Q4 Financial Performance Details
The fourth-largest US lender reported net income of $5.36 billion for the three months ended December 31, compared with $5.08 billion in the same period last year. Despite the year-over-year growth in absolute terms, the earnings per share fell short of Wall Street expectations due to the significant severance costs.
| Financial Metric | Q4 2025 | Q4 2024 | Analyst Estimate |
|---|---|---|---|
| Net Income | $5.36 billion | $5.08 billion | - |
| Earnings Per Share | $1.62 | $1.43 | $1.67 |
| Net Interest Income | $12.33 billion | $11.86 billion | $12.46 billion |
| Severance Expenses | $612 million | - | - |
Net interest income, the difference between what the bank earns on loans and pays on deposits, rose 4.00% to $12.33 billion but missed expectations of $12.46 billion. This marked another disappointment for the bank, which had twice reduced its annual interest income expectations last year.
Workforce Reduction and Operational Streamlining
The substantial severance costs reflect Wells Fargo's ongoing efforts to streamline its workforce under CEO Charlie Scharf's leadership. The bank ended 2025 with 205,198 employees, down from 210,821 as of September 30. The headcount has declined every quarter since late 2020 as the bank focuses on efficiency improvements.
| Operational Metrics | Current Status |
|---|---|
| Employee Count (End 2025) | 205,198 |
| Employee Count (Sept 2025) | 210,821 |
| Quarterly Headcount Trend | Declining since Q4 2020 |
| Severance Investment | $612 million (Q4) |
Scharf indicated that the bank will continue trimming its workforce, emphasizing that artificial intelligence presents a major opportunity to boost productivity and fund long-term growth initiatives.
Regulatory Progress and Growth Outlook
Wells Fargo has made significant progress in addressing regulatory issues tied to its fake-accounts scandal.

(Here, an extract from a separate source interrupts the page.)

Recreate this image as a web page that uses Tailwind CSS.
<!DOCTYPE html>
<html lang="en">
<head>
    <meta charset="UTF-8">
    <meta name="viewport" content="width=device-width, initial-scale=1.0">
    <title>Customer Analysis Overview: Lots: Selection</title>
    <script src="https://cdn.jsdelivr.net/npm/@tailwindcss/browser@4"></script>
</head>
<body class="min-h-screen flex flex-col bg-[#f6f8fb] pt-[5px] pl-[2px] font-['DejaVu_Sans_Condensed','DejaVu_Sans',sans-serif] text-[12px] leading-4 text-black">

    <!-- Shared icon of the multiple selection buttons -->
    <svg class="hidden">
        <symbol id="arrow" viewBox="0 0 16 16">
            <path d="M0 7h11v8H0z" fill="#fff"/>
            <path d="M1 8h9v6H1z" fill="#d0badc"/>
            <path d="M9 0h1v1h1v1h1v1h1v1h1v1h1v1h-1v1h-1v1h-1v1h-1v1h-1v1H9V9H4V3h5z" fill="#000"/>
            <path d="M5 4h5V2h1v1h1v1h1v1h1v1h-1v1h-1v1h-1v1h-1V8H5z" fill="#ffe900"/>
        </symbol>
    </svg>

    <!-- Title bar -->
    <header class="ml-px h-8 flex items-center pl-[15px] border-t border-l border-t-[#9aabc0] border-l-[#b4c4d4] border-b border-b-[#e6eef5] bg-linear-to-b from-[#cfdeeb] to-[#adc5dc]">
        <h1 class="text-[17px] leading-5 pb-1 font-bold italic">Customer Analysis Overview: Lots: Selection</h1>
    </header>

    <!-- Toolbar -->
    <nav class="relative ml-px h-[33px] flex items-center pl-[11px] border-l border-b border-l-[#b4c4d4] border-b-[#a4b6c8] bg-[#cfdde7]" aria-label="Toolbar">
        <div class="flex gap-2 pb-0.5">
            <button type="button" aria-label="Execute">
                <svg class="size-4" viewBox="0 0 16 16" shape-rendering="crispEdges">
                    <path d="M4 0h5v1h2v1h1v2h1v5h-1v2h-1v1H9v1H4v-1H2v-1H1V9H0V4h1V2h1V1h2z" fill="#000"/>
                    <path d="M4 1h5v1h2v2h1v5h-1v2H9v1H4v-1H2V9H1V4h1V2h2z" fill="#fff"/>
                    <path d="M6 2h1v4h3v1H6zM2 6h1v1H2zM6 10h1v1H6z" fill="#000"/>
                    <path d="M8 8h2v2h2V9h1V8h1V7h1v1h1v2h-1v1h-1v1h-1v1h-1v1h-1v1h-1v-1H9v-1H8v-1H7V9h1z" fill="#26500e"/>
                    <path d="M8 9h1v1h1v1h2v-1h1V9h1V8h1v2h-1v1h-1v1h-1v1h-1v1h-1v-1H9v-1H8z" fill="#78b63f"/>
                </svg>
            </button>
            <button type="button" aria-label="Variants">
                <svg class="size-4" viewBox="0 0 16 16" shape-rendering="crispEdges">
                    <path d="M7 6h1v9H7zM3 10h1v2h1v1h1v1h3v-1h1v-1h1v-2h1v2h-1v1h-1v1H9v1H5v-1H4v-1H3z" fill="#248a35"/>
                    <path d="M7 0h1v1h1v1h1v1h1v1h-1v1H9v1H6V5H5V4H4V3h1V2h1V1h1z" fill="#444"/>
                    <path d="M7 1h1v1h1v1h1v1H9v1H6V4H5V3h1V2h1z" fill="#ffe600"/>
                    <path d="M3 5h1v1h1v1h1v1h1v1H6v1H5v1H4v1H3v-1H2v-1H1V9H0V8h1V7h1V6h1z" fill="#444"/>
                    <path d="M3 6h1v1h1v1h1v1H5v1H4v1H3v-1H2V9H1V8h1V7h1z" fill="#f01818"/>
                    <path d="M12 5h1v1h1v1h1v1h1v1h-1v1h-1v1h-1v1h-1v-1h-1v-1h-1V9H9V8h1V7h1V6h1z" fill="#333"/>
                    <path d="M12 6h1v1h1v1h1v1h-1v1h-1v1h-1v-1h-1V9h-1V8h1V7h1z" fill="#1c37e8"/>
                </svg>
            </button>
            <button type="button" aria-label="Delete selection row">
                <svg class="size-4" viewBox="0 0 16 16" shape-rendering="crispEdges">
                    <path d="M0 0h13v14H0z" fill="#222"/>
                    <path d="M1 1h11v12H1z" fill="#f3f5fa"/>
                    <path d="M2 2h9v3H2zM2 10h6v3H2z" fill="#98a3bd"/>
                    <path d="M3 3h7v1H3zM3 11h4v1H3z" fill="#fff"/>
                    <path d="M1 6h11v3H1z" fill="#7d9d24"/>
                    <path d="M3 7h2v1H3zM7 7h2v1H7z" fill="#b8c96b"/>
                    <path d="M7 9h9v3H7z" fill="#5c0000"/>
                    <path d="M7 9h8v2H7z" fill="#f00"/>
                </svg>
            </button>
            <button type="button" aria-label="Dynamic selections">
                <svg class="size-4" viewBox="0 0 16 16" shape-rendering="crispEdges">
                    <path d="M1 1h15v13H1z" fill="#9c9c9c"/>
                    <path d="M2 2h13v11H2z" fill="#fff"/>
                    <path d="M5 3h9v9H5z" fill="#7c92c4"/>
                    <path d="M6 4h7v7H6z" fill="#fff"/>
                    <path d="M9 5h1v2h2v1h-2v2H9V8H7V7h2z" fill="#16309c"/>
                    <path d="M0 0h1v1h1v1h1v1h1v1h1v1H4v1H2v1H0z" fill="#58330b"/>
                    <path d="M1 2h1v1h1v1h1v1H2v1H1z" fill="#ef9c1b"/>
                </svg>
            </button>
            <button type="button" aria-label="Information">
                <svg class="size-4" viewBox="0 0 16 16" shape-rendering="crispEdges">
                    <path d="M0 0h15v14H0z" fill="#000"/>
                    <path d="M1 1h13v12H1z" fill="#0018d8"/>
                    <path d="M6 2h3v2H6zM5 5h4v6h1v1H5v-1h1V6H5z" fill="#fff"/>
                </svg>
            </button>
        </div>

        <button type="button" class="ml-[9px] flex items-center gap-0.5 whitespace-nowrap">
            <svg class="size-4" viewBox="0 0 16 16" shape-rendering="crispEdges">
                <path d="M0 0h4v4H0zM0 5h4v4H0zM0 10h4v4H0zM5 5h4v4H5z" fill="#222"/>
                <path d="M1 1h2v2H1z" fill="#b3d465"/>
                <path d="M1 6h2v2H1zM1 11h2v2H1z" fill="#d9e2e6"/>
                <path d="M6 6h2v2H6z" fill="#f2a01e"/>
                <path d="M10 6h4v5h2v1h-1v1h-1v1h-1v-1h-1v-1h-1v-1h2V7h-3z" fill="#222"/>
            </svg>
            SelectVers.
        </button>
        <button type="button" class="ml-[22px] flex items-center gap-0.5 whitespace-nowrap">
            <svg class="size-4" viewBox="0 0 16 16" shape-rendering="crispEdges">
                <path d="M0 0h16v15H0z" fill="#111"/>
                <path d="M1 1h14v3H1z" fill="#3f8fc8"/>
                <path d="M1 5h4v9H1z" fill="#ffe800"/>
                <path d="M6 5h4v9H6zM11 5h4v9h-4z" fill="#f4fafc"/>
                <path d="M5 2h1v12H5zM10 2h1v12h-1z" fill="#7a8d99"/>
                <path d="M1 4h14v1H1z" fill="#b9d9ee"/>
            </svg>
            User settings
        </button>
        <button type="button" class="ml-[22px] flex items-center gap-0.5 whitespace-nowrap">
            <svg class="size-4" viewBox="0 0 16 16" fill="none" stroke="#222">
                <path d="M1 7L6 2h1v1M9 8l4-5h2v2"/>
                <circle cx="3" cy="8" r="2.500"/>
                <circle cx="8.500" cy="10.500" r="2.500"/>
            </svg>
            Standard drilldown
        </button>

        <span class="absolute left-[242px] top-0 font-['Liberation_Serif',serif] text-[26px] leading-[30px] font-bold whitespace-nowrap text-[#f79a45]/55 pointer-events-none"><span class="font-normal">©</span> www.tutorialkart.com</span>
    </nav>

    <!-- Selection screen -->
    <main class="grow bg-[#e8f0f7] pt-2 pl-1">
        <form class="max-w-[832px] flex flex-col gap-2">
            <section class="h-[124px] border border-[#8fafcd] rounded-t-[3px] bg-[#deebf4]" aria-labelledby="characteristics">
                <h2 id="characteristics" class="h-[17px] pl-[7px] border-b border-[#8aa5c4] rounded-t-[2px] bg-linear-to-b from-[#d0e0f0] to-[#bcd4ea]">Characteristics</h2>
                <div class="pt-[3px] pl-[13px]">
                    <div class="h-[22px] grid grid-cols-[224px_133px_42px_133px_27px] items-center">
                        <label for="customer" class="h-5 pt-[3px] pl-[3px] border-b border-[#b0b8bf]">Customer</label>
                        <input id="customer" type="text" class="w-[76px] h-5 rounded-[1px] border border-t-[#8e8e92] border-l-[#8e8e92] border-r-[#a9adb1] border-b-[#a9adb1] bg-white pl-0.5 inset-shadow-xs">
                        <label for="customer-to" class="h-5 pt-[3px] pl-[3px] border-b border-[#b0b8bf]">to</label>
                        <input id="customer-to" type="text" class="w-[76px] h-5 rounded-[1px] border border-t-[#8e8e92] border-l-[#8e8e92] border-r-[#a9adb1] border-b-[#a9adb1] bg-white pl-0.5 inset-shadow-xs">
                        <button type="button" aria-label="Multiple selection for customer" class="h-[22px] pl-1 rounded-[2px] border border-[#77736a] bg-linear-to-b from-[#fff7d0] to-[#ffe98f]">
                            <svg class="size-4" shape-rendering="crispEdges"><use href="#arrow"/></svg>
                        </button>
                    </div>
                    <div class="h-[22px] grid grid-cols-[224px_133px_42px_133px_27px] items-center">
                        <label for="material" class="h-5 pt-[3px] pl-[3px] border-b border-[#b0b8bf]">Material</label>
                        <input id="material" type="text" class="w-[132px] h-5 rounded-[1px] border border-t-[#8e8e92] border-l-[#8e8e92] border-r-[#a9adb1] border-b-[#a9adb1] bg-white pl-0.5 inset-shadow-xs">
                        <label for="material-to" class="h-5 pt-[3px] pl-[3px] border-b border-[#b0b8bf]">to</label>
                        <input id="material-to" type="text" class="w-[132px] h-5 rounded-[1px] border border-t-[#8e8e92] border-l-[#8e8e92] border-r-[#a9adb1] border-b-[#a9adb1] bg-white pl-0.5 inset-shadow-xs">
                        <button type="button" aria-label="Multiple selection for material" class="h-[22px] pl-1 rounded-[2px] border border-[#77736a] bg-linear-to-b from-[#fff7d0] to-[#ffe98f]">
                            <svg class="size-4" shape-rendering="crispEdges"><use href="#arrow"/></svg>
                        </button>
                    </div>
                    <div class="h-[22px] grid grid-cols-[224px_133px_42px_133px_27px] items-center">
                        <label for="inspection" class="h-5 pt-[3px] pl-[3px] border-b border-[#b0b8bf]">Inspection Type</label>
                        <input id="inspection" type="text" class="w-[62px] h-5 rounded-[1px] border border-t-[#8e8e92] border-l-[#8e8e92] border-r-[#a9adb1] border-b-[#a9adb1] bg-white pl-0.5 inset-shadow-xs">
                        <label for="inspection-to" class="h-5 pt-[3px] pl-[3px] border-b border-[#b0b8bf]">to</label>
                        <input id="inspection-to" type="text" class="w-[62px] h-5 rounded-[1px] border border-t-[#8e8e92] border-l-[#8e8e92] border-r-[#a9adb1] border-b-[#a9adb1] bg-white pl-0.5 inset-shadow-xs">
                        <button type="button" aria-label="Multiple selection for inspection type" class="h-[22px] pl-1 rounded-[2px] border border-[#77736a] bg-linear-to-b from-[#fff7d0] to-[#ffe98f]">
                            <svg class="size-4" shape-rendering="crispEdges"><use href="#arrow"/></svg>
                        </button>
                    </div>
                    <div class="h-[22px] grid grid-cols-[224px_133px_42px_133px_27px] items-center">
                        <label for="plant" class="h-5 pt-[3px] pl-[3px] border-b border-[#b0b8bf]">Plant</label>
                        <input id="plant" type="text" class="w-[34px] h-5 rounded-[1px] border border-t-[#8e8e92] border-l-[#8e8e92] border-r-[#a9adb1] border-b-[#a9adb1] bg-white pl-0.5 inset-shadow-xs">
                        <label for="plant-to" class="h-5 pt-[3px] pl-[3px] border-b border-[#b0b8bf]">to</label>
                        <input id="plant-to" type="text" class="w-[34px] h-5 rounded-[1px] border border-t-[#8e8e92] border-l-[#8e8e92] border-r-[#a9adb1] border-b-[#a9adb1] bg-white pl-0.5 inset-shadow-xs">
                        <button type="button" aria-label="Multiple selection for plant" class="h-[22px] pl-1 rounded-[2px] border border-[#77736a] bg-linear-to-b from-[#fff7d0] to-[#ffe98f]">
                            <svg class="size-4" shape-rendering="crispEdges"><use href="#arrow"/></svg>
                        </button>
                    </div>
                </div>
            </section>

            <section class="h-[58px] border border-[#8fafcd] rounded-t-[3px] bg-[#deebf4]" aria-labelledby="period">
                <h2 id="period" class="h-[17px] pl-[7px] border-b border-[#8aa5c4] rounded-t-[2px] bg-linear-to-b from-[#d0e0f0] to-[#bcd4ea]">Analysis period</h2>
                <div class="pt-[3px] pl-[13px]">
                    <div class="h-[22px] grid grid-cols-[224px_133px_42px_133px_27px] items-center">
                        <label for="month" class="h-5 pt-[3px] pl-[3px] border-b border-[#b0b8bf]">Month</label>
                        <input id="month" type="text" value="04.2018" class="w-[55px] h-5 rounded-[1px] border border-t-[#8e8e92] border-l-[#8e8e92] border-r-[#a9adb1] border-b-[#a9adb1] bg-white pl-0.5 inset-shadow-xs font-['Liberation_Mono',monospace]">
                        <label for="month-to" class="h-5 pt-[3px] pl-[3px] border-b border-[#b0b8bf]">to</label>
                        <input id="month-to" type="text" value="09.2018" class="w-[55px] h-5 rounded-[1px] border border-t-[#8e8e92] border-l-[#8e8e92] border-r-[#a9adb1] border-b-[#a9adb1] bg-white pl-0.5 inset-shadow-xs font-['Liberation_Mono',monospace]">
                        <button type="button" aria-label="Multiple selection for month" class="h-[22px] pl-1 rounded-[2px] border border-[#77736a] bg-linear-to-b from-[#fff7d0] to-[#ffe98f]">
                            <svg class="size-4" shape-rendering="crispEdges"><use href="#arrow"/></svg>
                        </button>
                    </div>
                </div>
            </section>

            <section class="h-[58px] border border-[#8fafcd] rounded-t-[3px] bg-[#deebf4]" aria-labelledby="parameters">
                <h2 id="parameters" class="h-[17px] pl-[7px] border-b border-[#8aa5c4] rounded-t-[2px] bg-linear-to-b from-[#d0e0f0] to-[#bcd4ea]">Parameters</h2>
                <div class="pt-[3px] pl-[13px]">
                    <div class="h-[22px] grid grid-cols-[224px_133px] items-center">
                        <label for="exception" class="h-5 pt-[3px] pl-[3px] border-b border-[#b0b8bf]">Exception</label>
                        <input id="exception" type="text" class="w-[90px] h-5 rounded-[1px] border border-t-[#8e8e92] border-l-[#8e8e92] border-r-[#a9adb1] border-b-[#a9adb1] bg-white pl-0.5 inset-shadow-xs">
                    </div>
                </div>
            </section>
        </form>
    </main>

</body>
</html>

The bank closed seven regulatory punishments known as consent orders last year, with one order from 2018 remaining. Most notably, regulators removed a $1.95 trillion asset cap in June, allowing the bank to grow and push total assets past the $2 trillion mark for the first time.

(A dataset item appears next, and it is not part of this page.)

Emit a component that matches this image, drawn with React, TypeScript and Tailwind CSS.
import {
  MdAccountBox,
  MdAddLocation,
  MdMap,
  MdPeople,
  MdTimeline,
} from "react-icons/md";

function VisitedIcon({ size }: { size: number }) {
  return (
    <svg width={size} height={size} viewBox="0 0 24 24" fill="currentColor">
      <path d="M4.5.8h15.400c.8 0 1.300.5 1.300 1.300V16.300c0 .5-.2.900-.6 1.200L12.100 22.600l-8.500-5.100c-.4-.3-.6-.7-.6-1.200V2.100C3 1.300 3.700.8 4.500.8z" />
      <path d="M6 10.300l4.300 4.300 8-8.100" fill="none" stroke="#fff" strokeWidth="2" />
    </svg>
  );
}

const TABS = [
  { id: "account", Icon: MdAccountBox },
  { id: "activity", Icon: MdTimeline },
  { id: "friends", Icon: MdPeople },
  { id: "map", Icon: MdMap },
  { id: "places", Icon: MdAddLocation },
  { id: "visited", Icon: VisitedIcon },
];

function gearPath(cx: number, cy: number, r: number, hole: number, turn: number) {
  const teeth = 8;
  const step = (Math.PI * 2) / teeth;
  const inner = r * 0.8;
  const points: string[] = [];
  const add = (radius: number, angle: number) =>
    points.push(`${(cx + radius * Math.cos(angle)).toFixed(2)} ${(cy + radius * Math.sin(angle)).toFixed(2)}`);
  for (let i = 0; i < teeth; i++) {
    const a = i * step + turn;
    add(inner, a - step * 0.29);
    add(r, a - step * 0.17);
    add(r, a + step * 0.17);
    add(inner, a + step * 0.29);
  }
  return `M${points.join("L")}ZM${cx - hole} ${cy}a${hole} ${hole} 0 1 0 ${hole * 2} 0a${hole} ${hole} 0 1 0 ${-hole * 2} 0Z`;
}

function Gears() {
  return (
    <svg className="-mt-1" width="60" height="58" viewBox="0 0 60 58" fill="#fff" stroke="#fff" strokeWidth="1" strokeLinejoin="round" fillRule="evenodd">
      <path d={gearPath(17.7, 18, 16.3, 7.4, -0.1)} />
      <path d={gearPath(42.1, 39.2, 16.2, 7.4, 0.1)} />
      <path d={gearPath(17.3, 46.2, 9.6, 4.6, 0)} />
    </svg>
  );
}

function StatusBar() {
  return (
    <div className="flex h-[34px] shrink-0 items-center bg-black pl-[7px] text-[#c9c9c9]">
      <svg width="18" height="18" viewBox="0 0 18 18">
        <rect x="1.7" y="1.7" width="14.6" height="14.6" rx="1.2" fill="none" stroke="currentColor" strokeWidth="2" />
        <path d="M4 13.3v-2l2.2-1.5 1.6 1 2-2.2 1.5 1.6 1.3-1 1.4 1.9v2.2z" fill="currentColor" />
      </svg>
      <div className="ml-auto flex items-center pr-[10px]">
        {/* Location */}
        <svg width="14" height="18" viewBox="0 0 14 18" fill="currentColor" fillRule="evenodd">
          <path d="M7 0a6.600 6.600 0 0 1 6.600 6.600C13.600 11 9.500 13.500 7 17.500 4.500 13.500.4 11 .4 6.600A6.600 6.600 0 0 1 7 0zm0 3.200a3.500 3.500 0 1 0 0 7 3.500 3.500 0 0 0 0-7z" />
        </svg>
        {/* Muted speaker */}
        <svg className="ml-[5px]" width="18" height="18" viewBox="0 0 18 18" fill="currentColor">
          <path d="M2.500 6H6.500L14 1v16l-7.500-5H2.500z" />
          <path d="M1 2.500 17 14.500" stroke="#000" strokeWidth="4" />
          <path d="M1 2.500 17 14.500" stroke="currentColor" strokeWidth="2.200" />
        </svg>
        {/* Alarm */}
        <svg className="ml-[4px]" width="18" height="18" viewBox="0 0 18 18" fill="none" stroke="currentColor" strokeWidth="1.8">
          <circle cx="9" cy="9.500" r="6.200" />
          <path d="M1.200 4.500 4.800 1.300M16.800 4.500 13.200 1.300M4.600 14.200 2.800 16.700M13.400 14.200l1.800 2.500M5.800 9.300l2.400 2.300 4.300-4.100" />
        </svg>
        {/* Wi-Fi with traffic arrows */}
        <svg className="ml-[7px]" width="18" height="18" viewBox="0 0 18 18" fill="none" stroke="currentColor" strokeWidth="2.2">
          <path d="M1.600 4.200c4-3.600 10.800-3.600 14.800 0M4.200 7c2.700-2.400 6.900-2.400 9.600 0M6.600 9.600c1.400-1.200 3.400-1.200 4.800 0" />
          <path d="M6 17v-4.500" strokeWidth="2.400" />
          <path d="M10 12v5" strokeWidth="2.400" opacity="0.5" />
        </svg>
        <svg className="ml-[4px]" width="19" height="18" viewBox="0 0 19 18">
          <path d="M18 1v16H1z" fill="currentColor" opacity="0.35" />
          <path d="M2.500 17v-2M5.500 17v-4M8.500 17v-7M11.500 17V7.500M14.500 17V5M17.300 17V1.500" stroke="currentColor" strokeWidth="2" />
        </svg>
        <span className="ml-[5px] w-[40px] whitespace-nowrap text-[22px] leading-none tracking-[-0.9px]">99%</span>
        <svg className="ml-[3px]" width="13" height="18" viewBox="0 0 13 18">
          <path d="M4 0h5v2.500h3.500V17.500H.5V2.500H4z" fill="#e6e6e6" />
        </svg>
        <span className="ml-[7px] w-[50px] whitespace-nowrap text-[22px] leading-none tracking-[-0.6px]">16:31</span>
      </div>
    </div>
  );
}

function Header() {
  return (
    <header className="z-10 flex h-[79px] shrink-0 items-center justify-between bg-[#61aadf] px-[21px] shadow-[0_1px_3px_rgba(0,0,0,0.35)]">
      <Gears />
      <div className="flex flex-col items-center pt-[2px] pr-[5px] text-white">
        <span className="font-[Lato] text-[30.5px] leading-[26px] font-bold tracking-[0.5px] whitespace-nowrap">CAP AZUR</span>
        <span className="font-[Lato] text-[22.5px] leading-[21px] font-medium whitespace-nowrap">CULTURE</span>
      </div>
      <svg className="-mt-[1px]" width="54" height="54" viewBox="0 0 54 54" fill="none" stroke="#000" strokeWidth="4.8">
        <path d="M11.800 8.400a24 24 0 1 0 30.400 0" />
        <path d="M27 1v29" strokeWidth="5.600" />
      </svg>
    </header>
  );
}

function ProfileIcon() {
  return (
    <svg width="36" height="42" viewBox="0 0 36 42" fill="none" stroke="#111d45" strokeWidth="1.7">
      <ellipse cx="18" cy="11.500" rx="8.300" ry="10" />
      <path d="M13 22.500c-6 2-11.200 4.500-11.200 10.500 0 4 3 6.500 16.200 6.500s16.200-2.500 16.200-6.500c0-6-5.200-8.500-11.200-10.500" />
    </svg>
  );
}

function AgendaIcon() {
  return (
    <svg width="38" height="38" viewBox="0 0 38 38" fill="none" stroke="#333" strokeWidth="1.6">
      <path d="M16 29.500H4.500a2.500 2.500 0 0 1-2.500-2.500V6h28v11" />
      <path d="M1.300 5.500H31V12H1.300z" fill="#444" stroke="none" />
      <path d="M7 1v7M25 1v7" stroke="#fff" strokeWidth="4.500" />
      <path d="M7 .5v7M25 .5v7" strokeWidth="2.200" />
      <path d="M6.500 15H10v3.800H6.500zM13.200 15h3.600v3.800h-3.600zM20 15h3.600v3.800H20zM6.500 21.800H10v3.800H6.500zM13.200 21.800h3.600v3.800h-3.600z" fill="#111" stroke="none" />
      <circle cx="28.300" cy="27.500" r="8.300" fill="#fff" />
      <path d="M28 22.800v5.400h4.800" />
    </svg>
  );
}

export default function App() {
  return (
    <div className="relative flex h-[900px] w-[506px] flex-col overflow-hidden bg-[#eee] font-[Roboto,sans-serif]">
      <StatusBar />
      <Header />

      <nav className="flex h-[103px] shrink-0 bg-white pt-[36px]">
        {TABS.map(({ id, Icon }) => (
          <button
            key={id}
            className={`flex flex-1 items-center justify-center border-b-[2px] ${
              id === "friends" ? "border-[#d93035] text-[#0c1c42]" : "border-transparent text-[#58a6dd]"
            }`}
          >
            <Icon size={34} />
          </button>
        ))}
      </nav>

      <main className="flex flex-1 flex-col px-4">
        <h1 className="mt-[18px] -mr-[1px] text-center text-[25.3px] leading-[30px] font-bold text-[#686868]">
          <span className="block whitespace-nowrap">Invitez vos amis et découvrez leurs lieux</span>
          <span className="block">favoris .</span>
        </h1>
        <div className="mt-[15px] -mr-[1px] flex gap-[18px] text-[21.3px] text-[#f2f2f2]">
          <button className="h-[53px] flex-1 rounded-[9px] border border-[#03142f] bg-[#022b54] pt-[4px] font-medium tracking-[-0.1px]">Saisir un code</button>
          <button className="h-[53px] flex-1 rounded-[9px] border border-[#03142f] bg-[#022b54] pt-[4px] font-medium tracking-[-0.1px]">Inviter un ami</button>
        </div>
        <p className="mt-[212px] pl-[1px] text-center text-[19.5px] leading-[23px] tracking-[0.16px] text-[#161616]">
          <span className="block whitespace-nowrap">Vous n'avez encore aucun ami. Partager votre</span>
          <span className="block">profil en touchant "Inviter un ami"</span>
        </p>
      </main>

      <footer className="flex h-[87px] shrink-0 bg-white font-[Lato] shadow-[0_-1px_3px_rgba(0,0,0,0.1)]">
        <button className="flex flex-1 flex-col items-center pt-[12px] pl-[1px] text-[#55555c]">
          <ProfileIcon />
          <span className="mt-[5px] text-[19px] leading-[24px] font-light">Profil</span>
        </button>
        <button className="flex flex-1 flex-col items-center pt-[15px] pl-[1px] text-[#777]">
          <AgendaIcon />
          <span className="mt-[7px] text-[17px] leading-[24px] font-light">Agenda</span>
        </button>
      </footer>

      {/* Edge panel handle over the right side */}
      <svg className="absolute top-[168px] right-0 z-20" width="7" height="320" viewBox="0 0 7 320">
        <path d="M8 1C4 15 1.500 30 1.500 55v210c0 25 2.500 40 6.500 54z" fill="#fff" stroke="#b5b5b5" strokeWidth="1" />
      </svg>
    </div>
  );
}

For 2026, Wells Fargo forecast its net interest income to be approximately $50 billion, slightly below analysts' average expectation of $50.33 billion. The bank expects average loans to increase by a mid-to-single-digit percentage this year, driven by commercial and auto loans, alongside credit cards.
Credit Card Strategy and Regulatory Concerns
Wells Fargo plans to focus on new credit card products in 2026, investing in AI to modernize its services and accelerate the rollout of credit card offers and underwriting services. However, concerns remain about President Trump's proposed 10% cap on credit card interest rates.
CFO Mike Santomassimo warned that such a cap would cause banks to pull back on lending, echoing concerns from peers including JPMorgan Chase. "We would just encourage continued careful consideration of all proposals, including this... to make sure we get to the right outcomes," Santomassimo said during a media call.